* **WHAT IS ASKED**
Only a number is wanted: the count of lines in this listing that contain "React".

....

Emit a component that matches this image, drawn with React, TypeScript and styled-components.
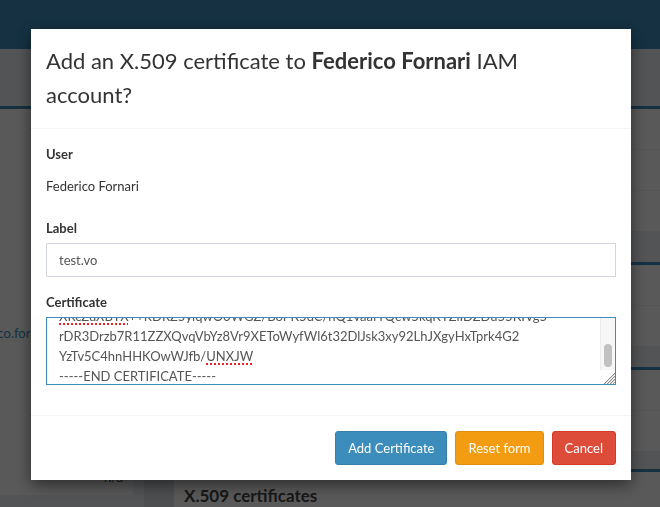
import React, { useLayoutEffect, useRef, useState } from "react";
import styled, { createGlobalStyle, css } from "styled-components";

const GlobalStyle = createGlobalStyle`
  html, body {
    margin: 0;
    padding: 0;
    overflow: hidden;
    background: #ecf0f5;
  }
  body {
    font-family: Lato, "Open Sans", "Noto Sans", sans-serif;
    font-size: 13px;
    line-height: 20px;
    color: #333;
  }
  * { box-sizing: border-box; }
`;

/* ---------- underlying page (dimmed by the backdrop) ---------- */

const Page = styled.div`
  width: 660px;
  height: 507px;
  overflow: hidden;
  background: #ecf0f5;
`;

const TopBar = styled.header`
  height: 49px;
  background: #3c8dbc;
`;

const Content = styled.main`
  display: flex;
  padding-top: 57px;
`;

const LeftColumn = styled.aside`
  width: 133px;
  flex: none;
`;

const ProfileBox = styled.section`
  height: 389px;
  overflow: hidden;
  background: #fff;
  border-top: 3px solid #3c8dbc;
  padding: 10px;
`;

const ProfileTop = styled.div`
  height: 190px;
  text-align: center;
  font-size: 17px;
  color: #444;
  padding-top: 90px;
`;

const InfoRow = styled.div`
  display: flex;
  justify-content: flex-end;
  white-space: nowrap;
  padding: 14px 0;
  color: #333;
`;

const InfoLink = styled.a`
  color: #3c8dbc;
  text-decoration: none;
`;

const RightColumn = styled.div`
  flex: 1;
  margin-left: 11px;
  display: flex;
  flex-direction: column;
`;

const Box = styled.section<{ $gap?: number }>`
  background: #fff;
  border-top: 3px solid #3c8dbc;
  margin-bottom: ${(p) => p.$gap ?? 0}px;
`;

const BoxHeader = styled.div`
  padding: 10px;
  border-bottom: 1px solid #f4f4f4;
  line-height: 20px;
  font-size: 17px;
  color: #444;
`;

const BoxRow = styled.div<{ $divider?: boolean }>`
  padding: 10px;
  line-height: 20px;
  ${(p) =>
    p.$divider &&
    css`
      border-bottom: 1px solid #f4f4f4;
    `}
`;

const BottomRow = styled.div`
  display: flex;
`;

const SideStrip = styled.div`
  width: 30px;
  flex: none;
  background: #dcdfe4;
`;

const CertBox = styled.section`
  flex: 1;
  background: #fff;
  border-top: 3px solid #3c8dbc;
  height: 60px;
`;

const CertBoxTitle = styled.h3`
  margin: 0;
  padding: 15px 10px 10px;
  font-size: 17px;
  line-height: 1.1;
  font-weight: 700;
  color: #444;
`;

/* ---------- modal ---------- */

const Backdrop = styled.div`
  position: fixed;
  inset: 0;
  background: rgba(0, 0, 0, 0.65);
  z-index: 10;
`;

const ModalLayer = styled.div`
  position: fixed;
  inset: 0;
  z-index: 20;
  overflow: hidden;
`;

const Dialog = styled.div`
  width: 600px;
  margin: 29px 0 0 31px;
  background: #fff;
  box-shadow: 0 5px 15px rgba(0, 0, 0, 0.5);
`;

const ModalHeader = styled.div`
  padding: 15px;
  border-bottom: 1px solid #f4f4f4;
`;

const ModalTitle = styled.h4`
  margin: 0;
  font-size: 22px;
  line-height: 34.3px;
  font-weight: 400;
  color: #333;

  strong {
    font-weight: 700;
  }
`;

const ModalBody = styled.div`
  padding: 15px;
`;

const FormGroup = styled.div`
  margin-bottom: 15px;
`;

const Label = styled.label`
  display: block;
  margin-bottom: 5px;
  font-weight: 700;
`;

const StaticValue = styled.p`
  margin: 0;
  padding: 7px 0;
  min-height: 34px;
`;

const TextInput = styled.input`
  display: block;
  width: 100%;
  height: 34px;
  padding: 6px 12px;
  border: 1px solid #d2d6de;
  border-radius: 0;
  font: inherit;
  color: #555;
  background: #fff;
  outline: none;
`;

const CertField = styled.div`
  display: flex;
  height: 68px;
  border: 1px solid #3c8dbc;
  background: #fff;
`;

const CertViewport = styled.div`
  flex: 1;
  min-width: 0;
  padding: 6px 12px;
  color: #555;
  white-space: pre;
  overflow: hidden;
  outline: none;
`;

const ScrollColumn = styled.div`
  width: 15px;
  flex: none;
  display: flex;
  flex-direction: column;
`;

const ScrollTrack = styled.div`
  flex: 1;
  background: #f7f7f7;
  border-left: 1px solid #ececec;
  padding: 0 3px;
`;

const ScrollThumb = styled.div`
  width: 8px;
  border-radius: 4px;
  background: #c1c1c1;
`;

const Resizer = styled.div`
  height: 14px;
  background: #fff;
  display: flex;
  align-items: flex-end;
  justify-content: flex-end;
`;

const Misspelled = styled.span`
  text-decoration: underline dotted #e8202a;
  text-decoration-thickness: 2px;
  text-underline-offset: 3px;
`;

const ModalFooter = styled.div`
  display: flex;
  justify-content: flex-end;
  gap: 8px;
  padding: 15px;
  border-top: 1px solid #f4f4f4;
`;

const variants = {
  primary: { bg: "#3c8dbc", border: "#367fa9" },
  warning: { bg: "#f39c12", border: "#e08e0b" },
  danger: { bg: "#dd4b39", border: "#d73925" },
};

const Button = styled.button<{ $variant: keyof typeof variants }>`
  padding: 6px 12px;
  font: inherit;
  font-size: 13px;
  line-height: 20px;
  color: #fff;
  border-radius: 3px;
  border: 1px solid ${(p) => variants[p.$variant].border};
  background: ${(p) => variants[p.$variant].bg};
  cursor: pointer;
`;

const ResizeGrip = () => (
  <svg width="14" height="14" viewBox="0 0 14 14" aria-hidden="true">
    <g stroke="#8a8a8a" strokeWidth="1">
      <line x1="3" y1="14" x2="14" y2="3" />
      <line x1="6" y1="14" x2="14" y2="6" />
      <line x1="9" y1="14" x2="14" y2="9" />
      <line x1="12" y1="14" x2="14" y2="12" />
    </g>
    <g stroke="#d6d6d6" strokeWidth="1">
      <line x1="4" y1="14" x2="14" y2="4" />
      <line x1="7" y1="14" x2="14" y2="7" />
      <line x1="10" y1="14" x2="14" y2="10" />
    </g>
  </svg>
);

export default function App() {
  const viewportRef = useRef<HTMLDivElement>(null);
  const [thumb, setThumb] = useState({ top: 27, height: 23 });

  useLayoutEffect(() => {
    const el = viewportRef.current;
    if (!el) return;
    const max = el.scrollHeight - el.clientHeight;
    el.scrollTop = Math.max(0, max - 8);
    const track = el.clientHeight - 14;
    const h = Math.max(16, (track * el.clientHeight) / el.scrollHeight);
    const top = max > 0 ? ((track - h) * el.scrollTop) / max : 0;
    setThumb({ top, height: h });
  }, []);

  return (
    <>
      <GlobalStyle />
      <Page>
        <TopBar />
        <Content>
          <LeftColumn>
            <ProfileBox>
              <ProfileTop>Federico Fornari</ProfileTop>
              <InfoRow>
                <InfoLink href="#">federico.fornari@cnaf.infn.it</InfoLink>
              </InfoRow>
              <InfoRow>active</InfoRow>
              <InfoRow>2018-01-10</InfoRow>
              <InfoRow>n/a</InfoRow>
            </ProfileBox>
          </LeftColumn>
          <RightColumn>
            <Box $gap={31}>
              <BoxHeader>Account information</BoxHeader>
              <BoxRow $divider>Username</BoxRow>
              <BoxRow>Created</BoxRow>
            </Box>
            <Box $gap={21}>
              <BoxHeader>Groups</BoxHeader>
              <BoxRow>No groups</BoxRow>
            </Box>
            <Box $gap={18}>
              <BoxHeader>SSH keys</BoxHeader>
              <BoxRow>No keys</BoxRow>
            </Box>
            <BottomRow>
              <SideStrip />
              <CertBox>
                <CertBoxTitle>X.509 certificates</CertBoxTitle>
              </CertBox>
            </BottomRow>
          </RightColumn>
        </Content>
      </Page>

      <Backdrop />
      <ModalLayer>
        <Dialog role="dialog" aria-modal="true">
          <ModalHeader>
            <ModalTitle>
              Add an X.509 certificate to <strong>Federico Fornari</strong> IAM
              <br />
              account?
            </ModalTitle>
          </ModalHeader>
          <ModalBody>
            <FormGroup>
              <Label>User</Label>
              <StaticValue>Federico Fornari</StaticValue>
            </FormGroup>
            <FormGroup>
              <Label htmlFor="label">Label</Label>
              <TextInput id="label" defaultValue="test.vo" />
            </FormGroup>
            <FormGroup>
              <Label>Certificate</Label>
              <CertField>
                <CertViewport ref={viewportRef} role="textbox" aria-multiline="true">
                  {"-----BEGIN CERTIFICATE-----\n"}
                  {"MIIDnjCCAoagAwIBAgIBCDANBgkqhkiG9w0BAQsFADAtMQswCQYDVQQGEwJJVDEM\n"}
                  {"MAoGA1UECgwDSUdJMRAwDgYDVQQDDAdUZXN0IENBMB4XDTE3MDkxMjEyMDMxN1oX\n"}
                  <Misspelled>XRcZuXBTX</Misspelled>
                  {"++RDRZ5yiqwO0WGZ/BoPK5dC/hQ1vaafTQcw5kqKTZlIDZDu55KIVg5\n"}
                  {"rDR3Drzb7R11ZZXQvqVbYz8Vr9XEToWyfWl6t32DlJsk3xy92LhJXgyHxTprk4G2\n"}
                  {"YzTv5C4hnHHKOwWJfb/"}
                  <Misspelled>UNXJW</Misspelled>
                  {"\n-----END CERTIFICATE-----"}
                </CertViewport>
                <ScrollColumn>
                  <ScrollTrack>
                    <ScrollThumb style={{ marginTop: thumb.top, height: thumb.height }} />
                  </ScrollTrack>
                  <Resizer>
                    <ResizeGrip />
                  </Resizer>
                </ScrollColumn>
              </CertField>
            </FormGroup>
          </ModalBody>
          <ModalFooter>
            <Button $variant="primary">Add Certificate</Button>
            <Button $variant="warning">Reset form</Button>
            <Button $variant="danger">Cancel</Button>
          </ModalFooter>
        </Dialog>
      </ModalLayer>
    </>
  );
}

....

* **EXERCISE OUTPUT**
2